[Interface markup and scripts]

========================================================================

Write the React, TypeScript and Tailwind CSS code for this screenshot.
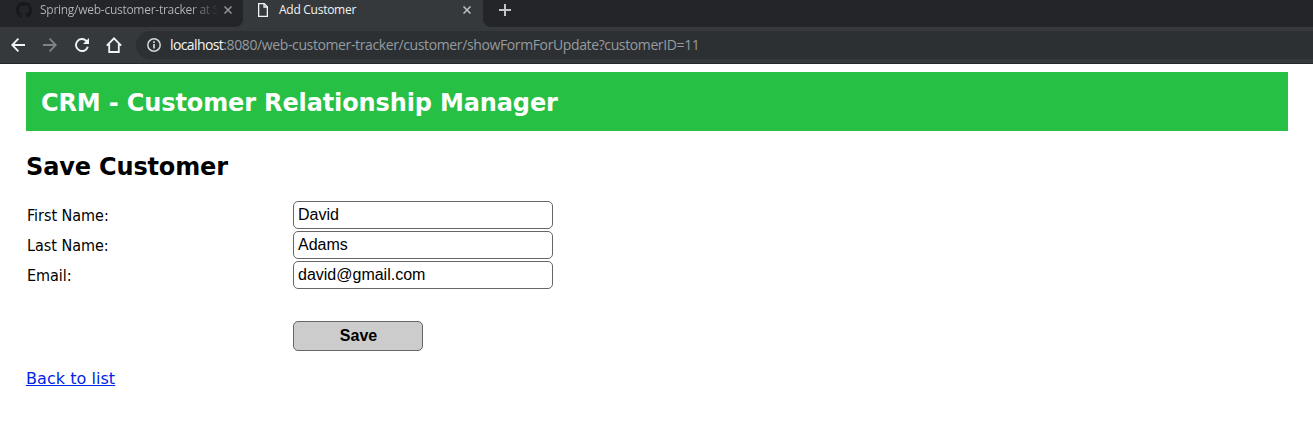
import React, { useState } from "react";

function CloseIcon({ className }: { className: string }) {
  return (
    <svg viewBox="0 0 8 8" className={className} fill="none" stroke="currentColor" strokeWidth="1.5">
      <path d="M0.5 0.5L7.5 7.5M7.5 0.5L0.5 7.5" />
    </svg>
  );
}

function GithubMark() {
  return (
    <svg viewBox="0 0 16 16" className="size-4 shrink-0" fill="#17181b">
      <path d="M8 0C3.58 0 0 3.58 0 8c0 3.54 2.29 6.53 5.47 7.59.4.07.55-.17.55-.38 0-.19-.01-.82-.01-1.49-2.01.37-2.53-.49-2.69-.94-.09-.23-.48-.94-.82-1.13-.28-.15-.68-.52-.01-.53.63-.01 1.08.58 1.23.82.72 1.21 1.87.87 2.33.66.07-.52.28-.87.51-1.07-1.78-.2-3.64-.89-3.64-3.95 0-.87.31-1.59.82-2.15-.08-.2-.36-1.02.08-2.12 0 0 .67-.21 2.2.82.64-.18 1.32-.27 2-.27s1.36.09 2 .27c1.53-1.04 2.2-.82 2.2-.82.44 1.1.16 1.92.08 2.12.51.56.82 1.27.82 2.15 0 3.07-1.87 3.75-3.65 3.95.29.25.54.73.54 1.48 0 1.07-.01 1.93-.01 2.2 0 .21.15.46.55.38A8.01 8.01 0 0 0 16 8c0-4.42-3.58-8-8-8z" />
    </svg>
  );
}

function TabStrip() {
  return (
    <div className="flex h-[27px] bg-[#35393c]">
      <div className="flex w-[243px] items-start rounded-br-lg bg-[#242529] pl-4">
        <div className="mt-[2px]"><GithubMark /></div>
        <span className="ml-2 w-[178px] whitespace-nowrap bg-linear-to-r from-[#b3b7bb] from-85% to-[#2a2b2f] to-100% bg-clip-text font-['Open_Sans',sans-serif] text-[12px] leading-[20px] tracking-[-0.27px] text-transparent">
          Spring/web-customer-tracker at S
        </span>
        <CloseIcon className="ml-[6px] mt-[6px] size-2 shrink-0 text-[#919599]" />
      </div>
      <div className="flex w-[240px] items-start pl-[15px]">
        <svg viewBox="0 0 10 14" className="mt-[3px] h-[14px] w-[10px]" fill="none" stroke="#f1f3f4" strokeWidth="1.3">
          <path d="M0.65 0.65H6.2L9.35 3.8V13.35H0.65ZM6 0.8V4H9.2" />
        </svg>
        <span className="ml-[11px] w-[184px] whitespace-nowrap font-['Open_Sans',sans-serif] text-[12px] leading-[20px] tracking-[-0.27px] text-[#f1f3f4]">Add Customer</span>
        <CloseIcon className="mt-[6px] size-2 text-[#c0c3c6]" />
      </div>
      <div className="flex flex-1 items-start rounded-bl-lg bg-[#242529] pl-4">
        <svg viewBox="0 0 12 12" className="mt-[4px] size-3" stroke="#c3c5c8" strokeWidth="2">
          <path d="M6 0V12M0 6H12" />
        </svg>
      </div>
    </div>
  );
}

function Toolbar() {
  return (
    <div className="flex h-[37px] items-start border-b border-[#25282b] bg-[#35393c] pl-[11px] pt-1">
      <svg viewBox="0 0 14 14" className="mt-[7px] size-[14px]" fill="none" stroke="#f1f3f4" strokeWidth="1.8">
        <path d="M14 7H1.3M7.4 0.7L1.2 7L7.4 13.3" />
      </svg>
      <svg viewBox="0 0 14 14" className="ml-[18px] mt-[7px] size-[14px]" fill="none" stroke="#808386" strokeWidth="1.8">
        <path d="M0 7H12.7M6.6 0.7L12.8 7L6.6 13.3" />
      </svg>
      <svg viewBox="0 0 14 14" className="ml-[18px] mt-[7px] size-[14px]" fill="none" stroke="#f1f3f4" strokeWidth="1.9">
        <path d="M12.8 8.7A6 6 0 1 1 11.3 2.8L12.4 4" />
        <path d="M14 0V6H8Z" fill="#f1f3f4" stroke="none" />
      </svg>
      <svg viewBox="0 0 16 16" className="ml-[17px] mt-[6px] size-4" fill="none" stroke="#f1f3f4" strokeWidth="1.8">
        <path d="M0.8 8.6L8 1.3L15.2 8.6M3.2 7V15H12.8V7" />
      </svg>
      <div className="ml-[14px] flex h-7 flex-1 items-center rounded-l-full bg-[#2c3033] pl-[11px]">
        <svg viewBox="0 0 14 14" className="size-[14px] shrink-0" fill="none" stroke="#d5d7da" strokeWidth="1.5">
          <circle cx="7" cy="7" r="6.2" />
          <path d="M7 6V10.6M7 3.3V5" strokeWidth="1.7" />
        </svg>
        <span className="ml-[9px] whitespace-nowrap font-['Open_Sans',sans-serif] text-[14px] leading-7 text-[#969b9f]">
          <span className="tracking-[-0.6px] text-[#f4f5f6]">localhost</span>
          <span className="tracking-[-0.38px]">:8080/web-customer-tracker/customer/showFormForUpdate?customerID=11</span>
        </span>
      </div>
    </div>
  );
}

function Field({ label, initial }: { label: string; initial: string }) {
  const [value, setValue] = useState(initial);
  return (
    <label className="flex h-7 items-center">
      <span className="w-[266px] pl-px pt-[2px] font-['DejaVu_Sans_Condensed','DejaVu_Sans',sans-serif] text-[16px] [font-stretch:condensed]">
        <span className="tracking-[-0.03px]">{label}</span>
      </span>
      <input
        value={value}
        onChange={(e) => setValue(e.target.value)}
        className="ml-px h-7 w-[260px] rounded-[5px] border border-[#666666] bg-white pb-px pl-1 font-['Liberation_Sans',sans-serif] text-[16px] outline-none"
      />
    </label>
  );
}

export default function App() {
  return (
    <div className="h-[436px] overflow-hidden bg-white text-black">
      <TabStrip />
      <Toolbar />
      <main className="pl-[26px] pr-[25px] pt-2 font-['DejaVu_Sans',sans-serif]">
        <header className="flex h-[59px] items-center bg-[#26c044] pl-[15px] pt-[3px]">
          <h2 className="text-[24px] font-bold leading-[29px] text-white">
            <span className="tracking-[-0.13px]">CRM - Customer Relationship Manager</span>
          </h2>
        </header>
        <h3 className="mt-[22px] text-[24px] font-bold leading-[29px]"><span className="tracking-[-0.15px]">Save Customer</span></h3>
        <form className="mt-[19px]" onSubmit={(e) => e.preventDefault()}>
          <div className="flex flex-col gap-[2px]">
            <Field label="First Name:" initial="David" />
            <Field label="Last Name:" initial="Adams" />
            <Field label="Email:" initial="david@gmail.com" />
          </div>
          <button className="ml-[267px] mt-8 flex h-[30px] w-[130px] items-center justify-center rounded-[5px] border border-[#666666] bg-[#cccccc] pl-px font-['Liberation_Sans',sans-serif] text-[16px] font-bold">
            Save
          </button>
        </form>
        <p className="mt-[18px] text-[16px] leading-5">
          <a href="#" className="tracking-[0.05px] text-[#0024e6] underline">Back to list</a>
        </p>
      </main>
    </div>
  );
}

========================================================================

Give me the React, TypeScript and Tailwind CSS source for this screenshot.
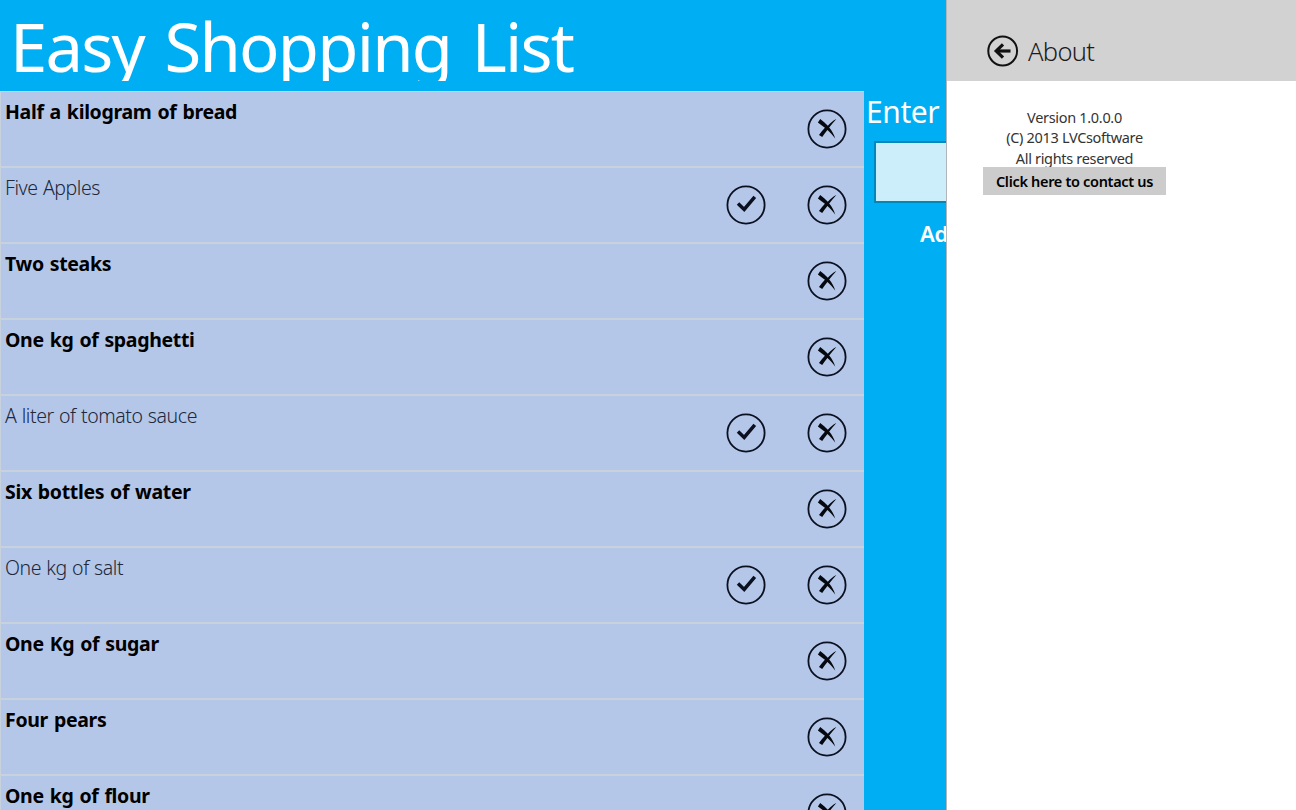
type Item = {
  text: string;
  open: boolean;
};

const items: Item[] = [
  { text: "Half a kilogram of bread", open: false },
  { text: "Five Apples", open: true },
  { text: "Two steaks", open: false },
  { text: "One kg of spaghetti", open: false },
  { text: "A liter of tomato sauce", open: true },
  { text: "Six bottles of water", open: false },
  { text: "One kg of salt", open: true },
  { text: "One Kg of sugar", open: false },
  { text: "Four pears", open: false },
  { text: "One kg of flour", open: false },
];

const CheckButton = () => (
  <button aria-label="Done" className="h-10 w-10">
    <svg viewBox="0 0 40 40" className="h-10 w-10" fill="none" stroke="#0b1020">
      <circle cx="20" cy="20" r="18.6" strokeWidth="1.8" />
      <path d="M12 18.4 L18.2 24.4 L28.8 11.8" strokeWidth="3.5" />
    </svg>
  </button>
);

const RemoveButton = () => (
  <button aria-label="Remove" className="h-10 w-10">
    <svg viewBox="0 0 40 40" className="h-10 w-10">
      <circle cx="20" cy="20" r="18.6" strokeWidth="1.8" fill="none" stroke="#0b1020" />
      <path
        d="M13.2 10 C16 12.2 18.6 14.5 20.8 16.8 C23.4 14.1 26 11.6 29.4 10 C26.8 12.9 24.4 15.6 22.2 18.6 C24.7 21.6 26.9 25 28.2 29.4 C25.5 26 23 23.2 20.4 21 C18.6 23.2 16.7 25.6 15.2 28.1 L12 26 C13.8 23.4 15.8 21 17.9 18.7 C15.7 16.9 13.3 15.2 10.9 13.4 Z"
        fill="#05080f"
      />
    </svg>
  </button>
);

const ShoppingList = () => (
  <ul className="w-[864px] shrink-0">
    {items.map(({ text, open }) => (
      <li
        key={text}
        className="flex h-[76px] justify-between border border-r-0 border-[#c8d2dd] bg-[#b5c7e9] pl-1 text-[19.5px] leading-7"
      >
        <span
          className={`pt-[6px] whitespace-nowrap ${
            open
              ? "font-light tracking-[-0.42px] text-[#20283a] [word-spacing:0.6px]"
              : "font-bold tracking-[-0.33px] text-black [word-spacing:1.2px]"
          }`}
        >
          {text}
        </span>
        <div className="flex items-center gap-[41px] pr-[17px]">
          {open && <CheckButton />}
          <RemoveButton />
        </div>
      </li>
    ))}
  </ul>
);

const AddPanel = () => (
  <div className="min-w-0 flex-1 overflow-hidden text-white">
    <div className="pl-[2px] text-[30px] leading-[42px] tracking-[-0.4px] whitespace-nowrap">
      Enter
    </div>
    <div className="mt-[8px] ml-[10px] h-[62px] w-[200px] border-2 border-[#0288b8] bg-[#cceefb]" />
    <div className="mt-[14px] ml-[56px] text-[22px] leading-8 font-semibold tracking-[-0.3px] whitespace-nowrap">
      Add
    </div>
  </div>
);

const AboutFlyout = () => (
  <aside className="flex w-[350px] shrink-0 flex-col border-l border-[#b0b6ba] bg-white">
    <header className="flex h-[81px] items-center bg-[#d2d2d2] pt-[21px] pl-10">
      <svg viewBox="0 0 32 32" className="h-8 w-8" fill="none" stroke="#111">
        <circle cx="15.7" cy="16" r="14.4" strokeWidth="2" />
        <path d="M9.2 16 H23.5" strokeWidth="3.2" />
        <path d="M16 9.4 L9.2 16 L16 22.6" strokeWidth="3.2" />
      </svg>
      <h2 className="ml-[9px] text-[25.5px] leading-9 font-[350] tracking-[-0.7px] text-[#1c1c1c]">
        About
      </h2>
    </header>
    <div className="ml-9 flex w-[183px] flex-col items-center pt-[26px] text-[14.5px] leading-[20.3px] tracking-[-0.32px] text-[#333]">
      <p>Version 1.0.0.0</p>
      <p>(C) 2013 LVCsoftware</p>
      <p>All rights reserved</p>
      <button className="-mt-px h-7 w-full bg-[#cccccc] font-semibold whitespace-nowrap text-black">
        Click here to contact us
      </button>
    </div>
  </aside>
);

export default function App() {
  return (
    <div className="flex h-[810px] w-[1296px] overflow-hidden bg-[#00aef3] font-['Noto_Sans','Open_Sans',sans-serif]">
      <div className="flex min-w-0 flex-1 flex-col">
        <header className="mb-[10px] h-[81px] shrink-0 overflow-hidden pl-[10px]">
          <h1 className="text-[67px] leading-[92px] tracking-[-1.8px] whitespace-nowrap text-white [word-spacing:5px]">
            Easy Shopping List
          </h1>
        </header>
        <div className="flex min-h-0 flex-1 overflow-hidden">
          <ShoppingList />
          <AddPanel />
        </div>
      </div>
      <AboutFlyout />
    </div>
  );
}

========================================================================

— INSTRUCTIONS FOR THE TASK —
Copy in full each line that holds the word "screenshot".

— RESPONSE TO THE TASK —
Write the React, TypeScript and Tailwind CSS code for this screenshot.
Give me the React, TypeScript and Tailwind CSS source for this screenshot.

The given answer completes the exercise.